An example of invalid pipeline because of mismatch between first stage output type and second stage input type:

[    {        "task": "NLP_pc",        "exceptionHandlingPolicy" : "THROW",        "config": {            "tag": "NEMO_PUNCTUATOR:sl-SI:*:*"        }    },    {        "task": "ASR",        "exceptionHandlingPolicy" : "THROW",        "config": {            "tag": "KALDI:sl-SI:COL:20221208-0800"        }    }]

Pipeline execution#

Pipelines can be executed using either the offline HTTP API or the streaming (WebSocket) API.

Offline (HTTP) API#

The Offline API is exposed via an HTTP endpoint and provides a simple, synchronous or asynchronous interface for pipeline invocation. As previously mentioned, each pipeline accepts a specific type of input (e.g., audio or text) defined by its initial stage and produces a specific output type defined by its final stage. Therefore, the API endpoint is designed to support a multiple input/output data formats as determined by the pipeline definition provided at runtime.

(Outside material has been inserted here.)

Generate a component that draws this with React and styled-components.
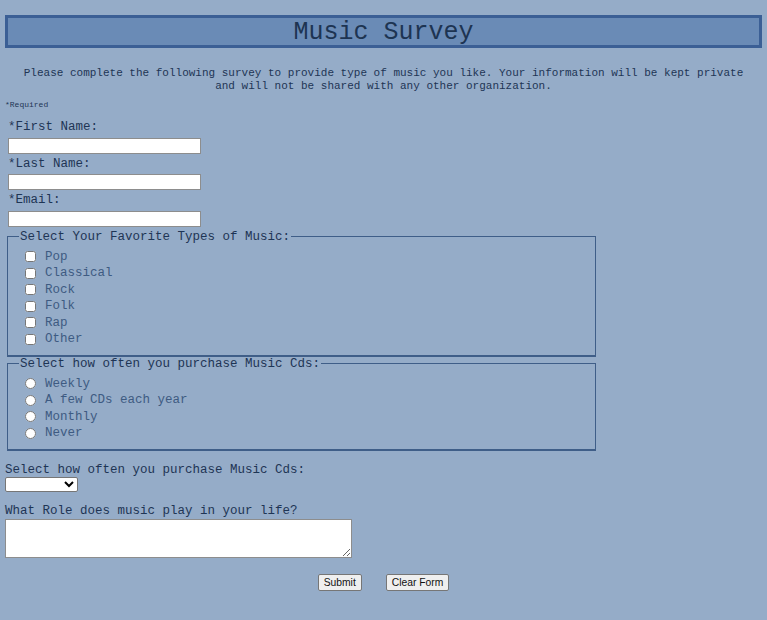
import React from "react";
import styled, { createGlobalStyle } from "styled-components";

const GlobalStyle = createGlobalStyle`
  html, body {
    margin: 0;
    background: #95acc8;
  }
  body {
    font-family: "Liberation Mono", "Courier New", monospace;
    color: #1e3555;
  }
`;

const Page = styled.div`
  padding: 15px 5px 30px;
  box-sizing: border-box;
  min-height: 620px;
`;

const Header = styled.h1`
  margin: 0;
  height: 33px;
  box-sizing: border-box;
  border: 3px solid #3b5f95;
  background: #6a8bb6;
  text-align: center;
  font-size: 25px;
  font-weight: normal;
  line-height: 30px;
  color: #1d3452;
`;

const Intro = styled.p`
  margin: 19px 0 0;
  font-size: 11px;
  line-height: 13px;
  text-align: center;
`;

const Required = styled.div`
  margin-top: 7px;
  font-size: 8px;
  line-height: 9px;
`;

const Contact = styled.div`
  padding: 8px 0 0 3px;
`;

const Label = styled.label`
  display: block;
  font-size: 12.5px;
  line-height: 15px;
  padding-top: 3px;
  margin-bottom: 2.5px;
`;

const TextInput = styled.input`
  display: block;
  width: 193px;
  height: 16px;
  box-sizing: border-box;
  margin: 0;
  border: 1px solid #8d8d8d;
  background: #fff;
`;

const Group = styled.fieldset`
  margin: ${(p) => p.$top || 0}px 0 0 2px;
  width: 589px;
  box-sizing: border-box;
  border: 1px solid #3f5e88;
  border-bottom-width: 2px;
  padding: 5px 10px 7px 17px;
`;

const Legend = styled.legend`
  font-size: 12.5px;
  line-height: 14px;
  padding: 0 1px;
  margin-left: -6px;
  color: #1e3555;
`;

const Option = styled.label`
  display: flex;
  align-items: center;
  height: 16.5px;
  font-size: 12.5px;
  color: #3e5b82;

  input {
    width: 11px;
    height: 11px;
    margin: 0 9px 0 0;
    flex: none;
  }
`;

const Question = styled.div`
  font-size: 12.5px;
  line-height: 15px;
  margin-top: ${(p) => p.$top}px;
`;

const Select = styled.select`
  display: block;
  width: 73px;
  height: 15px;
  box-sizing: border-box;
  margin: -1px 0 0;
  padding: 0;
  border: 1px solid #767676;
  border-radius: 2px;
  background: #fff;
  font-size: 9px;
`;

const TextArea = styled.textarea`
  display: block;
  width: 347px;
  height: 39px;
  box-sizing: border-box;
  margin: 0;
  border: 1px solid #8d8d8d;
  resize: both;
`;

const Actions = styled.div`
  display: flex;
  justify-content: center;
  gap: 24px;
  margin-top: 16px;
`;

const Button = styled.button`
  height: 17px;
  padding: 0 5px;
  box-sizing: border-box;
  font-family: "Liberation Sans", Arial, sans-serif;
  font-size: 10.3px;
  line-height: 15px;
  color: #111;
  background: #efefef;
  border: 1px solid #767676;
  border-radius: 2px;
`;

const musicTypes = ["Pop", "Classical", "Rock", "Folk", "Rap", "Other"];
const frequencies = ["Weekly", "A few CDs each year", "Monthly", "Never"];

export default function App() {
  return (
    <>
      <GlobalStyle />
      <Page>
        <Header>Music Survey</Header>
        <Intro>
          Please complete the following survey to provide type of music you like. Your information will be kept private
          <br />
          and will not be shared with any other organization.
        </Intro>
        <Required>*Required</Required>

        <form onSubmit={(e) => e.preventDefault()}>
          <Contact>
            <Label>*First Name:</Label>
            <TextInput type="text" />
            <Label>*Last Name:</Label>
            <TextInput type="text" />
            <Label>*Email:</Label>
            <TextInput type="email" />
          </Contact>

          <Group $top={3}>
            <Legend>Select Your Favorite Types of Music:</Legend>
            {musicTypes.map((t) => (
              <Option key={t}>
                <input type="checkbox" />
                {t}
              </Option>
            ))}
          </Group>

          <Group>
            <Legend>Select how often you purchase Music Cds:</Legend>
            {frequencies.map((f) => (
              <Option key={f}>
                <input type="radio" name="freq" />
                {f}
              </Option>
            ))}
          </Group>

          <Question $top={12}>Select how often you purchase Music Cds:</Question>
          <Select>
            <option></option>
          </Select>

          <Question $top={12}>What Role does music play in your life?</Question>
          <TextArea />

          <Actions>
            <Button type="submit">Submit</Button>
            <Button type="reset">Clear Form</Button>
          </Actions>
        </form>
      </Page>
    </>
  );
}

Since pipelines are defined dynamically by the client, the endpoint requires the pipeline definition to be submitted together with the input data. The endpoint for pipeline execution is:

https://api.true-bar.si/api/pipelines/process

This endpoint accepts a multipart HTTP request body, which allows combining:

JSON (application/json) parts for the pipeline definition and text data (if applicable),
Binary (application/octet-stream) parts for audio input (if applicable).

The response format, JSON or binary, depends on the output type of the final stage in the pipeline.

Data types and formats#

Text data is always given as JSON encoded list of text-segments. This holds true for both, data send to and received from the server. Each text segment contains a list of tokens. Below is the example of such structure with both required and optional properties.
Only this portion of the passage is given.